Today, Shorten exercised a fairly textbook piece of civil centric both sidesism by asserting that the whole debate is just a bit bloody tiring and why can’t we just get on with it and so on.

Speaking to media, Shorten confirmed that Australia Day would remain on January 26 under any future Labor Government, and expressed a desire for the Greens and right-wing agitators to be locked in a room together so they can just sort their shit out.

I’m not going to get distracted by that – the Greens can say or do what they want – Labor is not going to go down that path. We’re not going to have big political debates about the day of Australia Day.
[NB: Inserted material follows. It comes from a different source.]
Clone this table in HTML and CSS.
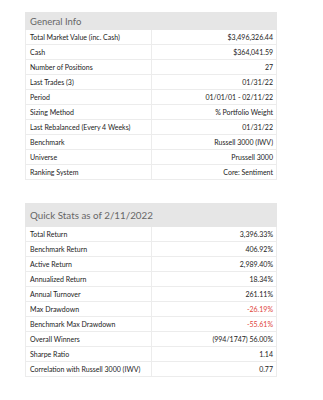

Some days I’d like to put the Greens with Tony Abbott and a few of the right-wing in the Liberal Party in the same room, tell them to sort it out, and the rest of us can just get on and cook a snag on the barbie.

Doubling down on that, Shorten stated he didn’t want to play “Fashion Police” on citizenship ceremonies, again wishing we all could  bloody well forget about this “Change The Date” nonsense and just get along.

I don’t want to be the ‘Fashion Police’ telling people what they can wear at citizenship ceremonies. I just think we ought to leave the politics alone, catch up with our family and friends, and on Australia Day, my wish is for all Australians just to realise what a great country we live in.

Incredibly deft bit of fence sitting there. You almost gotta respect it.